In today’s cloud-native world of microservices, containers, and Kubernetes, observability has become a top priority. Modern systems generate massive amounts of metrics, and without proper monitoring, debugging becomes guesswork.
This is where Prometheus, a Cloud Native Computing Foundation (CNCF) graduated open-source monitoring system, becomes the industry standard.
This blog will walk you through what Prometheus is, how it works, its architecture, installation, configuration, alerting, and real-world use cases — end to end.
What is Promethus?
Prometheus is an open-source systems monitoring and alerting toolkit originally built at SoundCloud. Since its inception in 2012, many companies and organizations have adopted Prometheus, and the project has a very active developer and user community. It is now a standalone open source project and maintained independently of any company. To emphasize this, and to clarify the project’s governance structure, Prometheus joined the Cloud Native Computing Foundation in 2016 as the second hosted project, after Kubernetes.
Prometheus collects and stores its metrics as time series data, i.e. metrics information is stored with the timestamp at which it was recorded, alongside optional key-value pairs called labels.
Features of Prometheus
Visualization – Prometheus offers multiple types of graphs and dashboards. Thus, users can quickly gain insights from collected metrics.
Multidimensional data model – Prometheus uses time-series data, which is identified by metric name and key-value pairs. Additionally, this model allows for highly flexible data organization.
PromQL – It provides a flexible querying language that can leverage the multi-dimensional data model. As a result, users can perform complex queries efficiently.
No reliance on distributed storage – All single server nodes remain autonomous. Therefore, there is no dependency on external storage systems.
Pull model – Prometheus can collect time-series data by actively “pulling” data over HTTP. Consequently, monitoring becomes more reliable and consistent.
Pushing time-series data – This is available through the use of an intermediary gateway. Moreover, it complements the pull model for scenarios where push is necessary.
Monitoring target discovery – Targets can be discovered through static configuration or service discovery. Hence, it adapts easily to dynamic environments.
How Does Prometheus Monitoring Work?
To get metrics, Prometheus requires an exposed HTTP endpoint. Once an endpoint is available, Prometheus can start scraping numerical data, capture it as a time series, and store it in a local database suited to time-series data. Prometheus can also be integrated with remote storage repositories.

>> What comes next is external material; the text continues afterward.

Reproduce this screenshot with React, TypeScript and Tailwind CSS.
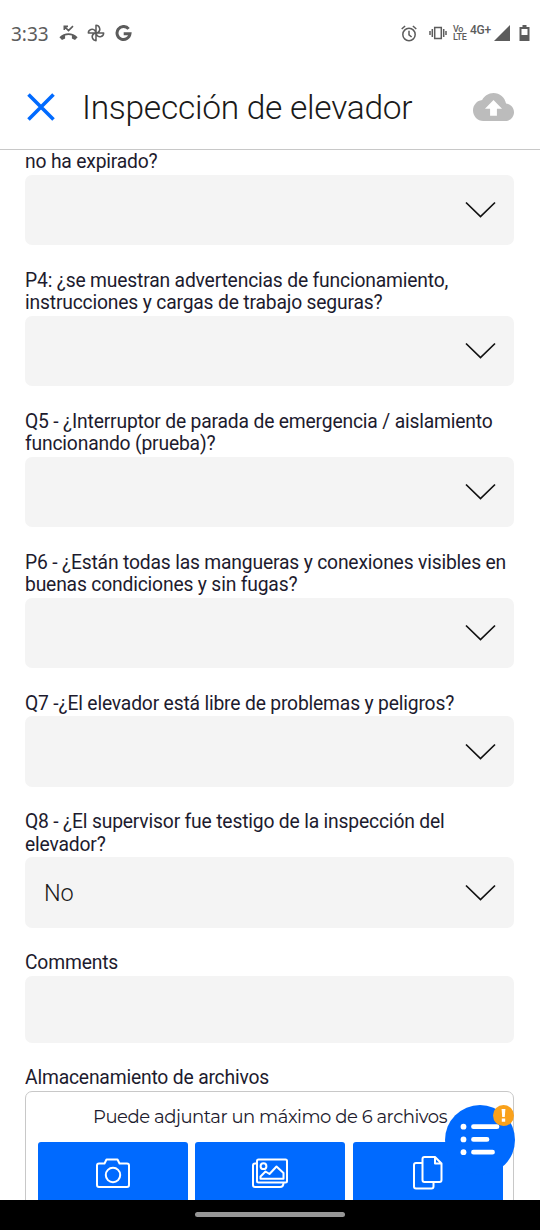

Users can leverage queries to create temporary times series from the source. These series are defined by metric names and labels. Queries are written in PromQL, a unique language that allows users to choose and aggregate time-series data in real time. PromQL can also help you establish alert conditions, resulting in notifications to external systems like email, PagerDuty, or Slack.
Prometheus can display collected data in tabular or graph form, shown in its web-based user interface. You can also use APIs to integrate with third-party visualization solutions like Grafana.
What Can You Monitor with Prometheus?
Prometheus is a versatile monitoring tool, which you can use to monitor a variety of infrastructure and application metrics. Here are a few common use cases.
Service Metrics
Prometheus is typically used to collect numeric metrics from services that run 24/7 and allow metric data to be accessed via HTTP endpoints. This can be done manually or with various client libraries. Prometheus exposes data using a simple format, with a new line for each metric, separated with line feed characters. The file is published on an HTTP server that Prometheus can query and scrape metrics from based on the specified path, port, and hostname.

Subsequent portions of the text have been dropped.